Accordingly, the second respondent after issuing the show-cause notice and
supplying a copy of the Inspection Report and after giving an opportunity to
the appellant again found that the appellant was the real employer of the said
31 headload workers through the Contractor and as such, liable to pay the
contributions under the act. For coming to this conclusion, the second respondent
placed reliance on an alleged agreement entered into between the FCI and the Union representing the railway goods shed workers.
Principally, based on the said agreement, the decision of the second respondent
was rendered. We may at once point out that through notice was served on the
second respondent, none appeared and assisted the Court when these appeals were
heard by this Court. There is nothing on record to evidence the said agreement.
It is also denied by the appellant that there was any such agreement which will
show that the appellant was the real employer of the 31 headload workers
through the Contractor.
Aggrieved
by the order of the second respondent, the appellant filed O.P. No.10332/88-E
before the Kerala High Court. The learned Single Judge, after referring to the
role played by the FCI in settling the dispute between the workers and the
Contractor, reached a conclusion that the workers in question are the employees
of the FCI through the Contractor and, therefore, the second respondent was
justified in fixing the liability on the appellant. Still aggrieved, the
appellant preferred Writ Appeal No.664/91 before the Division Bench of the same
High Court. The Division bench noticed the facts as follows:- "It is
submitted that the workers in the Railway shed do loading and unloading work in
respect of wagons and not exclusively in respect of wagons containing the
petitioner's goods. These workers are not engaged by the petitioner-
Corporation but by the independent contractors who have contracted with the
petitioner to do the loading and unloading operations.
These
independent contractors enter into contracts for the Handling and Transport of Foodgrains
for specific periods.
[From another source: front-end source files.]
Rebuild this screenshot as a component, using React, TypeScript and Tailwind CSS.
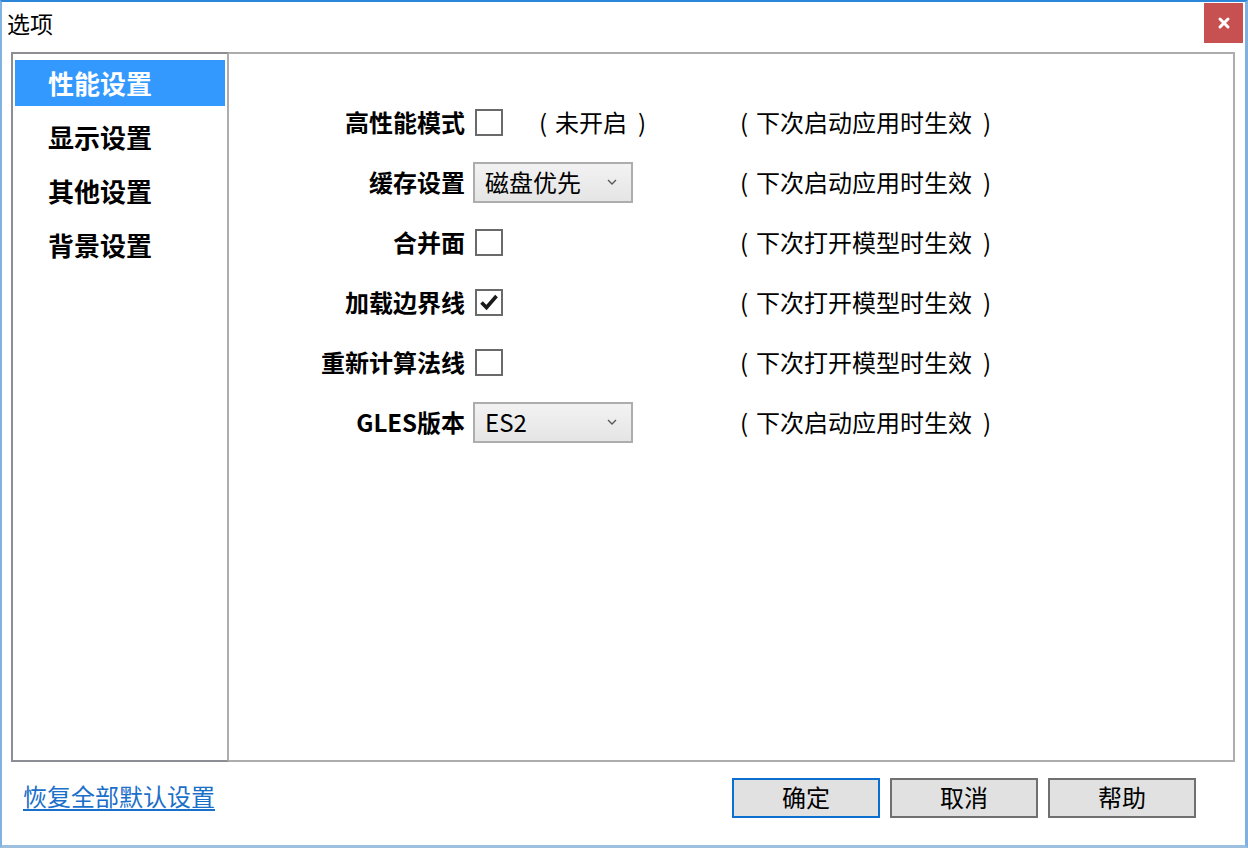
import { X } from "lucide-react"

const navItems = ["性能设置", "显示设置", "其他设置", "背景设置"]

type Row = {
  label: string
  kind: "check" | "select"
  checked?: boolean
  value?: string
  extra?: string
  note: string
}

const rows: Row[] = [
  { label: "高性能模式", kind: "check", extra: "未开启", note: "下次启动应用时生效" },
  { label: "缓存设置", kind: "select", value: "磁盘优先", note: "下次启动应用时生效" },
  { label: "合并面", kind: "check", note: "下次打开模型时生效" },
  { label: "加载边界线", kind: "check", checked: true, note: "下次打开模型时生效" },
  { label: "重新计算法线", kind: "check", note: "下次打开模型时生效" },
  { label: "GLES版本", kind: "select", value: "ES2", note: "下次启动应用时生效" },
]

function Paren({ text }: { text: string }) {
  return (
    <span className="flex items-center">
      <span className="w-[17px] pl-[1px]">(</span>
      <span>{text}</span>
      <span className="pl-[11px]">)</span>
    </span>
  )
}

function Checkbox({ checked }: { checked?: boolean }) {
  return (
    <div className="ml-[2px] w-[28px] h-[27px] border-2 border-[#6a6a6a] bg-white flex items-center justify-center">
      {checked && (
        <svg width="20" height="18" viewBox="0 0 20 18">
          <path d="M2.5 9.5 L7.5 14.5 L17.5 3" fill="none" stroke="#1a1a1a" strokeWidth="3.6" />
        </svg>
      )}
    </div>
  )
}

function Select({ value }: { value?: string }) {
  return (
    <div className="w-[160px] h-[41px] border-2 border-[#adadad] bg-gradient-to-b from-[#f2f2f2] to-[#e5e5e5] flex items-center justify-between pl-[10px] pr-[14px]">
      <span className="text-[24px] leading-none">{value}</span>
      <svg width="10" height="6" viewBox="0 0 10 6">
        <path d="M1 1 L5 5 L9 1" fill="none" stroke="#555" strokeWidth="1.3" />
      </svg>
    </div>
  )
}

export default function App() {
  return (
    <div className="w-[1248px] h-[848px] bg-white flex flex-col border-t-2 border-l-2 border-r-[3px] border-b-[3px] border-t-[#2b86da] border-l-[#82b2e0] border-r-[#7fb0df] border-b-[#9cbfdf] font-['Noto_Sans_CJK_SC',sans-serif] text-black">
      {/* title bar */}
      <div className="h-[50px] flex items-start justify-between">
        <div className="h-[43px] flex items-center pl-[5px] text-[23px]">选项</div>
        <div className="mt-[1px] mr-[2px] w-[39px] h-[40px] bg-[#c75050] flex items-center justify-center">
          <X className="w-[16px] h-[16px] text-white" strokeWidth={4.5} />
        </div>
      </div>

      {/* main frame */}
      <div className="h-[710px] ml-[9px] mr-[10px] flex">
        <div className="w-[218px] border-t-2 border-l-2 border-b-2 border-r-2 border-t-[#8c8e93] border-l-[#8c8e93] border-b-[#8c8e93] border-r-[#adadad] pt-[6px] pl-[2px] pr-[2px] flex flex-col gap-[8px]">
          {navItems.map((n, i) => (
            <div
              key={n}
              className={
                i === 0
                  ? "h-[46px] flex items-center pl-[33px] pb-[2px] bg-[#3399ff] text-white font-bold text-[26px]"
                  : "h-[46px] flex items-center pl-[33px] pb-[2px] text-black font-bold text-[26px]"
              }
            >
              {n}
            </div>
          ))}
        </div>

        <div className="flex-1 border-t-2 border-r-2 border-b-2 border-[#adadad] pt-[38px] flex flex-col">
          {rows.map((r) => (
            <div key={r.label} className="h-[60px] flex items-center">
              <div className="w-[236px] text-right font-bold text-[24px]">{r.label}</div>
              <div className="ml-[8px] w-[266px] flex items-center text-[24px]">
                {r.kind === "check" ? <Checkbox checked={r.checked} /> : <Select value={r.value} />}
                {r.extra && (
                  <span className="ml-[35px]">
                    <Paren text={r.extra} />
                  </span>
                )}
              </div>
              <div className="text-[24px]">
                <Paren text={r.note} />
              </div>
            </div>
          ))}
        </div>
      </div>

      {/* bottom bar */}
      <div className="flex-1 flex items-start justify-between pt-[14px] pl-[21px] pr-[49px]">
        <div className="h-[40px] flex items-center text-[24px] text-[#1a6fc9] underline underline-offset-[3px]">
          恢复全部默认设置
        </div>
        <div className="flex gap-[10px] pt-[2px]">
          <button className="w-[148px] h-[40px] border-2 border-[#0a6fd1] bg-[#e1e1e1] text-[24px] flex items-center justify-center pb-[2px]">
            确定
          </button>
          <button className="w-[148px] h-[40px] border-2 border-[#707070] bg-[#e1e1e1] text-[24px] flex items-center justify-center pb-[2px]">
            取消
          </button>
          <button className="w-[148px] h-[40px] border-2 border-[#707070] bg-[#e1e1e1] text-[24px] flex items-center justify-center pb-[2px]">
            帮助
          </button>
        </div>
      </div>
    </div>
  )
}
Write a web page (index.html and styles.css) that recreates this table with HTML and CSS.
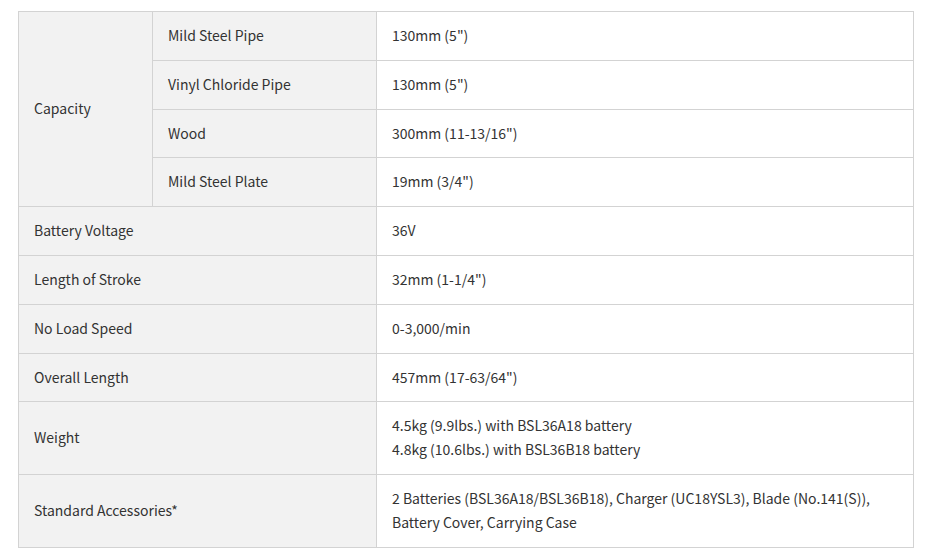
FILE: index.html
```html
<!DOCTYPE html>
<html>
<head>
<meta charset="utf-8">
<link rel="stylesheet" href="styles.css">
</head>
<body>
<div class="wrap">
<table class="spec">
  <colgroup>
    <col class="c1"><col class="c2"><col class="c3">
  </colgroup>
  <tbody>
    <tr><th rowspan="4">Capacity</th><th>Mild Steel Pipe</th><td>130mm (5")</td></tr>
    <tr><th>Vinyl Chloride Pipe</th><td>130mm (5")</td></tr>
    <tr><th>Wood</th><td>300mm (11-13/16")</td></tr>
    <tr><th>Mild Steel Plate</th><td>19mm (3/4")</td></tr>
    <tr><th colspan="2">Battery Voltage</th><td>36V</td></tr>
    <tr><th colspan="2">Length of Stroke</th><td>32mm (1-1/4")</td></tr>
    <tr><th colspan="2">No Load Speed</th><td>0-3,000/min</td></tr>
    <tr><th colspan="2">Overall Length</th><td>457mm (17-63/64")</td></tr>
    <tr><th colspan="2">Weight</th><td>4.5kg (9.9lbs.) with BSL36A18 battery<br>4.8kg (10.6lbs.) with BSL36B18 battery</td></tr>
    <tr><th colspan="2">Standard Accessories*</th><td>2 Batteries (BSL36A18/BSL36B18), Charger (UC18YSL3), Blade (No.141(S)),<br>Battery Cover, Carrying Case</td></tr>
  </tbody>
</table>
</div>
</body>
</html>
```

FILE: styles.css
```css
html, body {
  margin: 0;
  padding: 0;
  background: #ffffff;
}
.wrap {
  padding: 11px 0 0 18px;
}
.spec {
  border-collapse: collapse;
  width: 895px;
  table-layout: fixed;
  font-family: "Noto Sans CJK JP", "Source Sans Pro", "Liberation Sans", sans-serif;
  font-size: 14px;
  color: #333333;
}
.c1 { width: 134px; }
.c2 { width: 224px; }
.c3 { width: 537px; }
.spec th, .spec td {
  border: 1px solid #d3d3d3;
  padding: 12px 15px;
  line-height: 1.7;
  text-align: left;
  vertical-align: middle;
  font-weight: 400;
}
.spec th {
  background: #f2f2f2;
}
.spec td {
  background: #ffffff;
}
```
The persons are engaged by the contractors and the
petitioner-Corporation has no say in the engagement of the workers.
Therefore,
the only question is to proceed further on this undisputed position for the
decision of the questions spelled out hereinbefore." However, while
deciding the issue the Division Bench observed as follows:- "It is on
record, as has been also sought to be taken up by the learned Judge for support
to the conclusion that the 31 persons are employees, that the Corporation has
intervened in the matter of settling the disputes between the contractors and
the workers the learned Judge observes that the intervention is justifiable
because the Corporation is under an obligation to see that the foodgrains are
distributed properly at proper time and any stalemate caused by the disputes
between the workers and the contractors will affect the system of distribution.
This
additional aspect also, in our judgement lends assurance to the conclusion
reached, on the admitted to the conclusion reached, on the admitted pleadings
that the 31 workers are employees of the Corporation under the extended
definition." Section 2 (e) and (f) of the Act define 'employer' and
'employee' as follows:- "2(e) "employer" means - (i) in relation
to an establishment which is a factory, the owner or occupier of the factory,
including the agent of such owner or occupier, the legal representative of a
deceased owner or occupier and, where a person has been named as a manager of
the factory under clause (f) of sub- section(1) of Section 7 of the Factories
act, 1948, the person so named; and (ii) in relation to any other
establishment, the person who, or the authority which has the ultimate control
over the affairs ate entrusted to a manager, managing director or managing
agent, such manager, managing director or managing agent;
(f)
"employee" means any person who is employed for wages in any kind of
work, manual or otherwise, in or in connection with the work of an
establishment, and who gets his wages directly or indirectly from the employer,
and includes any person-- (i) employed by or through a contractor in or in
connection with the work of the establishment;
(ii)
engaged as an aprentice, not being an apprentice engaged under the Apprentices
Act, 1961, or under the standing orders of the establishment." As already
pointed out, no materials are placed before us and we do not find that any
material was placed before the High Court to come to a conclusion that there
was an agreement between the FCI and the Union representing the railway goods
shed workers to hold the FCI as employer of the workers in question in the
light of the definitions of 'employer' and 'employee' in the Act. Further, in
the counter affidavit filed in this Court on behalf of Respondents 1 and 2 in
paragraph 8, it is stated as follows:- "These employees were doing
exclusively the work connected with the Food Corporation of India and wages of
these employees were paid by the contractors engaged/appointed legally by the
Food Corporation of India. There were even agreement subsisting between the
Food Corporation of India and the union representing the employees working in
the Railway Goods shed on their demands. The employees engaged by or through
the contractors, therefore, fall within the definition of "employee"
as per Section 2(f) of the Employees' Provident Funds and Miscellaneous
Provision Act, 1952." Again, expect the averment as above, no material is
placed before us to decide the issue. In the absence of materials, we are of
the view that the High Court was not justified in assuming certain factors to
fix the liability on the FCI without appreciating the relevant provisions in
the Act. Likewise, in the absence of materials before us we do not want to
decide the issue finally and, therefore, we set aside the order under
appellants remit the matter to the Division Bench for fresh hearing. The
parties are at liberty to place before the High Court all relevant materials to
substantiate their respective contentions. As the question of refund of the
security deposit is inter-related with the decision regarding the liability of
the FCI to pay the contribution under the Act, that matter will also be heard
by the Division Bench in O.P. No. 7523/89 is also set aside and the matter is
remanded to be heard along with Writ Appeal No.664/91.
The
appeals are allowed accordingly with no order as to costs.